OBJECTIVES: We aimed to develop a radiomics-based model derived from gadoxetic acid-enhanced MR images to preoperatively identify cytokeratin (CK) 19 status of hepatocellular carcinoma (HCC). METHODS: A cohort of 227 patients with single HCC was classified into a training set (n = 159) and a time-independent validated set (n = 68). A total of 647 radiomic features were extracted from multi-sequence MR images. The least absolute shrinkage and selection operator regression and decision tree methods were utilized for feature selection and radiomics signature construction. A multivariable logistic regression model incorporating clinico-radiological features and the fusion radiomics signature was built for prediction of CK19 status by evaluating area under curve (AUC). RESULTS: In the whole cohort, 57 patients were CK19 positive and 170 patients were CK19 negative. By combining 11 and 6 radiomic features extracted in arterial phase and hepatobiliary phase images, respectively, a fusion radiomics signature achieved AUCs of 0.951 and 0.822 in training and validation datasets. The final combined model integrated a-fetoprotein levels, arterial rim enhancement pattern, irregular tumor margin, and the fusion radiomics signature, with a sensitivity of 0.818 and specificity of 0.974 in the training cohort and that of 0.769 and 0.818 in the validated cohort. The nomogram based on the combined model showed satisfactory prediction performance in training (C-index 0.959) and validation (C-index 0.846) dataset.
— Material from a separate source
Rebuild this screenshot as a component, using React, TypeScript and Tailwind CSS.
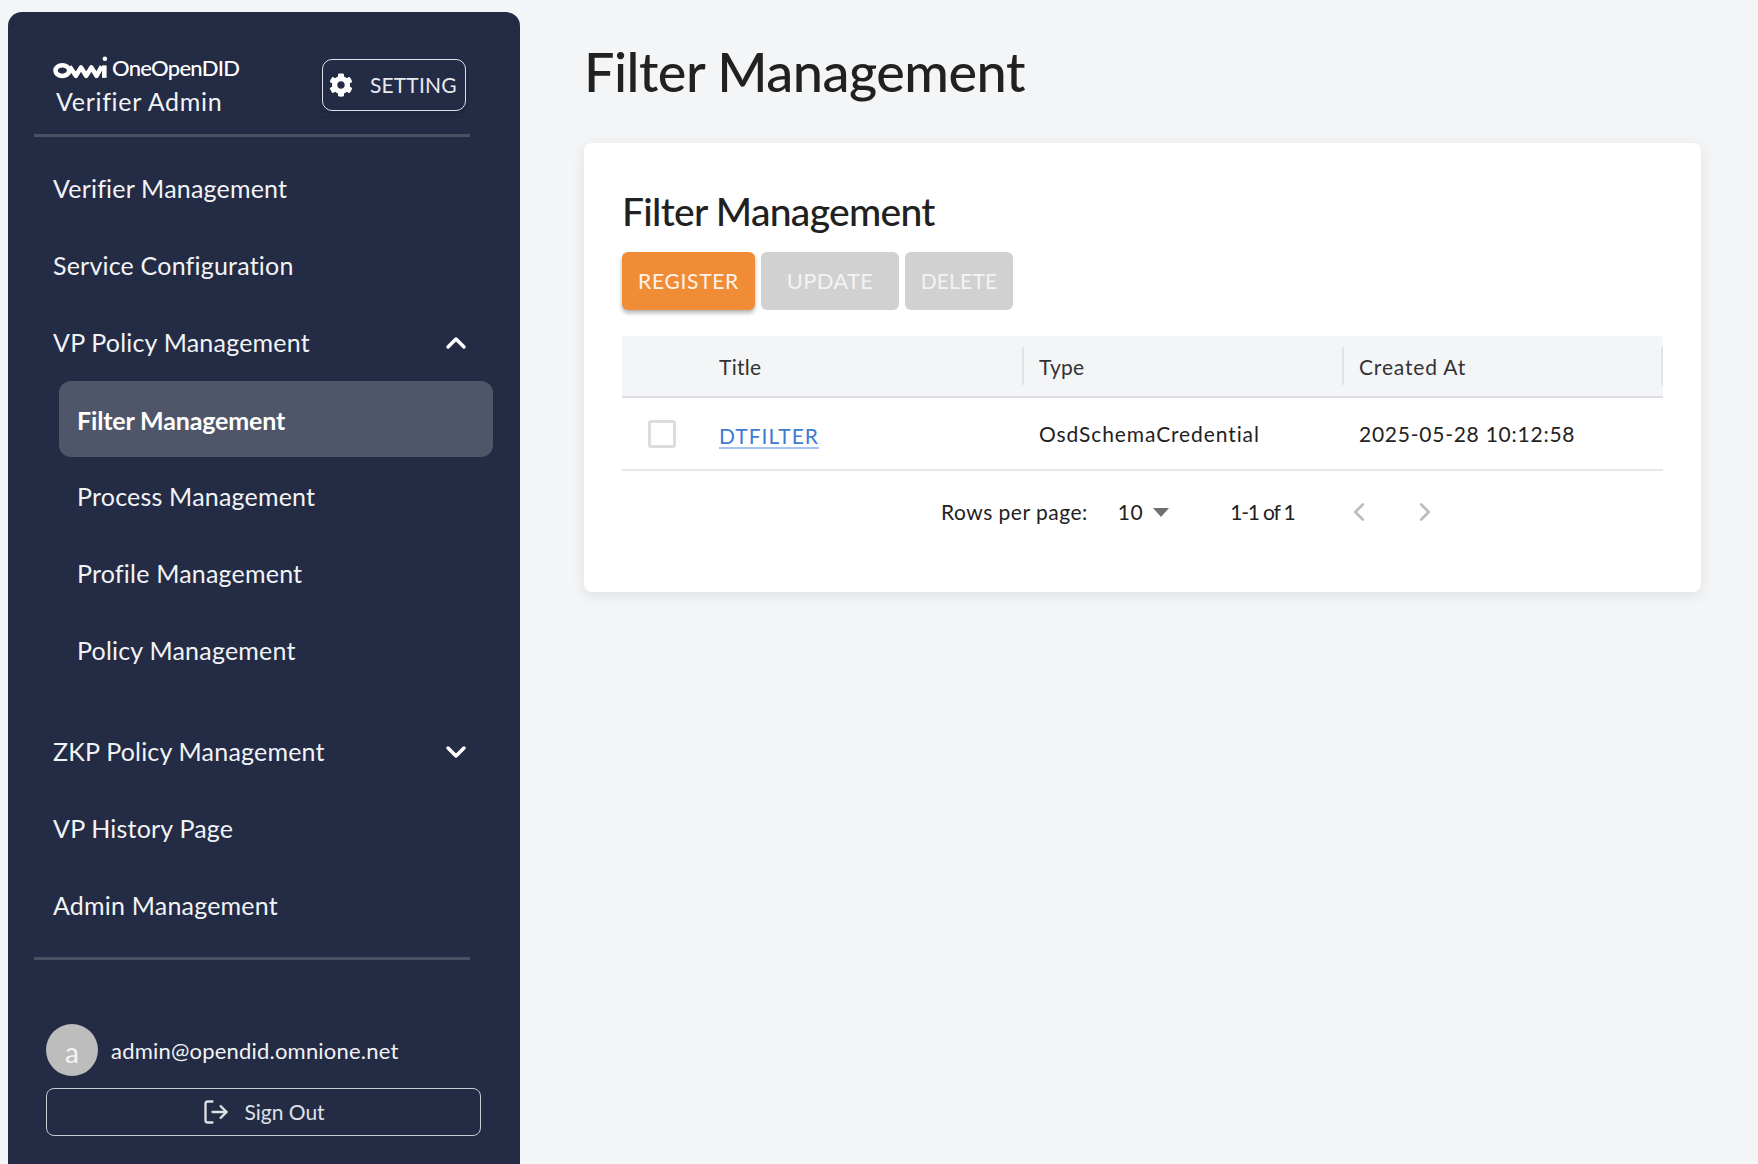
import { ChevronDown, ChevronLeft, ChevronRight, ChevronUp, LogOut } from "lucide-react";
import { FaCog } from "react-icons/fa";

const font = "font-['Lato','Liberation_Sans',sans-serif]";

function NavItem({ label, sub, active, open }: { label: string; sub?: boolean; active?: boolean; open?: boolean }) {
  if (active) {
    return (
      <div className="ml-[51px] mr-[27px] mb-px flex h-[76px] items-center rounded-[12px] bg-[#50566a] pl-[18px] pt-[3px] text-[25px] font-bold tracking-[-0.15px] text-white">
        {label}
      </div>
    );
  }
  return (
    <div
      className={`flex h-[77px] items-center justify-between pr-[48px] text-[25px] tracking-[0.2px] text-[#f2f3f5] ${
        sub ? "pl-[69px]" : "pl-[45px]"
      }`}
    >
      <span>{label}</span>
      {open === true && <ChevronUp className="h-8 w-8 text-white" strokeWidth={2.6} />}
      {open === false && <ChevronDown className="h-8 w-8 text-white" strokeWidth={2.6} />}
    </div>
  );
}

function OmniMark() {
  return (
    <svg width="56" height="24" viewBox="0 0 54 23" fill="none" stroke="white" strokeWidth="4.4">
      <ellipse cx="9" cy="14" rx="6.6" ry="5.2" />
      <path d="M16 10l6 9 5-8 5 8 5-8 5 8 5-9" strokeLinejoin="round" />
      <path d="M49.5 9v12" />
      <circle cx="50" cy="2.5" r="2.2" fill="white" stroke="none" />
    </svg>
  );
}

export default function App() {
  return (
    <div className={`flex h-screen overflow-hidden bg-[#f4f5f7] ${font}`}>
      {/* Sidebar */}
      <aside className="ml-2 mt-3 flex w-[512px] shrink-0 flex-col rounded-t-[14px] bg-[#232b45]">
        <div className="flex h-[106px] items-start justify-between border-b border-[#202840] pl-[45px] pr-[54px] pt-[43px]">
          <div>
            <div className="flex h-[26px] items-center gap-[3px]">
              <OmniMark />
              <span className="text-[22px] font-medium leading-none tracking-[-0.75px] text-white">OneOpenDID</span>
            </div>
            <div className="ml-[3px] mt-[5px] text-[25px] leading-[30px] tracking-[0.7px] text-[#f2f3f5]">Verifier Admin</div>
          </div>
          <button className="mt-[4px] flex h-[52px] w-[144px] items-center rounded-[10px] border border-[#dfe1e6] pl-[6px] text-[21px] tracking-[0.15px] text-[#e9eaee] shadow-md">
            <FaCog className="h-[24px] w-[24px] text-white" />
            <span className="ml-[17px]">SETTING</span>
          </button>
        </div>
        <div className="ml-[26px] mr-[50px] mt-[16px] h-[3px] bg-[#4a5064]" />
        <nav className="mt-[13px]">
          <NavItem label="Verifier Management" />
          <NavItem label="Service Configuration" />
          <NavItem label="VP Policy Management" open />
          <NavItem label="Filter Management" active />
          <NavItem label="Process Management" sub />
          <NavItem label="Profile Management" sub />
          <NavItem label="Policy Management" sub />
          <div className="h-[24px]" />
          <NavItem label="ZKP Policy Management" open={false} />
          <NavItem label="VP History Page" />
          <NavItem label="Admin Management" />
        </nav>
        <div className="ml-[26px] mr-[50px] mt-[13px] h-[3px] bg-[#4a5064]" />
        <div className="ml-[38px] mr-[39px] mt-[64px]">
          <div className="flex items-center gap-[13px]">
            <div className="flex h-[52px] w-[52px] items-center justify-center rounded-full bg-[#bdbdbd] pt-[4px] text-[28px] text-[#f4f4f4]">
              a
            </div>
            <span className="text-[22px] tracking-[0.2px] text-[#f2f3f5]">admin@opendid.omnione.net</span>
          </div>
          <button className="mt-[12px] flex h-[48px] w-full items-center justify-center gap-[14px] rounded-[8px] border border-[#c9ccd3] text-[21px] text-[#dfe1e6]">
            <LogOut className="h-[28px] w-[28px]" strokeWidth={2} />
            <span>Sign Out</span>
          </button>
        </div>
      </aside>

      {/* Main */}
      <main className="ml-[64px] w-[1117px] shrink-0">
        <h1 className="mt-[38px] h-[68px] text-[54px] font-medium leading-[68px] tracking-[-0.5px] text-[#212121]">
          Filter Management
        </h1>
        <section className="mt-[37px] h-[449px] rounded-[8px] bg-white pl-[38px] pr-[38px] pt-[45px] shadow-[0_4px_14px_rgba(0,0,0,0.09)]">
          <h2 className="h-[46px] text-[39px] font-medium leading-[46px] tracking-[-0.7px] text-[#212121]">
            Filter Management
          </h2>
          <div className="mt-[18px] flex gap-[6px]">
            <button className="h-[58px] w-[133px] rounded-[6px] bg-[#f08c36] text-[21px] tracking-[0.7px] text-[#fff4ea] shadow-[0_3px_4px_rgba(0,0,0,0.3)]">
              REGISTER
            </button>
            <button className="h-[58px] w-[138px] rounded-[6px] bg-[#d1d1d1] pb-[2px] text-[22px] tracking-[0.3px] text-[#f3f3f3]">
              UPDATE
            </button>
            <button className="h-[58px] w-[108px] rounded-[6px] bg-[#d1d1d1] text-[21px] tracking-[0.2px] text-[#f3f3f3]">
              DELETE
            </button>
          </div>

          <div className="mt-[26px]">
            <div className="flex h-[62px] items-center border-b-2 border-[#dedfe2] bg-[#f4f5f7] text-[21px] tracking-[0.3px] text-[#333333]">
              <div className="w-[97px]" />
              <div className="w-[303px] pt-[2px]">Title</div>
              <div className="flex h-[38px] w-[320px] items-center border-l-2 border-[#e2e3e6] pl-[15px] pt-[2px]">Type</div>
              <div className="flex h-[38px] w-[319px] items-center border-l-2 border-[#e2e3e6] pl-[15px] pt-[2px] tracking-[0.85px]">Created At</div>
              <div className="h-[38px] border-l-2 border-[#e2e3e6]" />
            </div>
            <div className="flex h-[73px] items-center border-b-2 border-[#e6e7e9] text-[21px] text-[#222222]">
              <div className="w-[97px] pl-[26px]">
                <div className="h-[28px] w-[28px] rounded-[3px] border-[3px] border-[#dcdcdc]" />
              </div>
              <div className="w-[303px] pt-[4px] tracking-[1px] text-[#3e7bd3] underline decoration-[#a5c3ec] underline-offset-[3px]">
                DTFILTER
              </div>
              <div className="w-[320px] pl-[17px] tracking-[0.9px]">OsdSchemaCredential</div>
              <div className="pl-[17px] tracking-[0.75px]">2025-05-28 10:12:58</div>
            </div>
            <div className="mt-[15px] flex h-[52px] items-center text-[21px] tracking-[0.5px] text-[#222222]">
              <span className="ml-[319px]">Rows per page:</span>
              <span className="ml-[30px]">10</span>
              <svg className="ml-[10px]" width="16" height="9" viewBox="0 0 16 9">
                <path d="M0 0h16l-8 9z" fill="#707070" />
              </svg>
              <span className="ml-[61px] tracking-[-1.2px]">1-1 of 1</span>
              <ChevronLeft className="ml-[50px] h-[30px] w-[30px] text-[#bdbdbd]" strokeWidth={2.2} />
              <ChevronRight className="ml-[36px] h-[30px] w-[30px] text-[#bdbdbd]" strokeWidth={2.2} />
            </div>
          </div>
        </section>
      </main>
    </div>
  );
}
CONCLUSIONS: The combined model based on a fusion radiomics signature derived from arterial and hepatobiliary phase images of gadoxetic acid-enhanced MRI can be a reliable biomarker for CK19 status of HCC. KEY POINTS: • Arterial rim enhancement pattern and irregular tumor margin on hepatobiliary phase on gadoxetic acid-enhanced MRI can be useful for evaluating CK19 status of HCC. • A radiomics-based model performed better than the clinico-radiological model both in training and validation datasets for predicting CK19 status of HCC. • The nomogram based on the fusion radiomics signature can be easily used for CK19 stratification of HCC.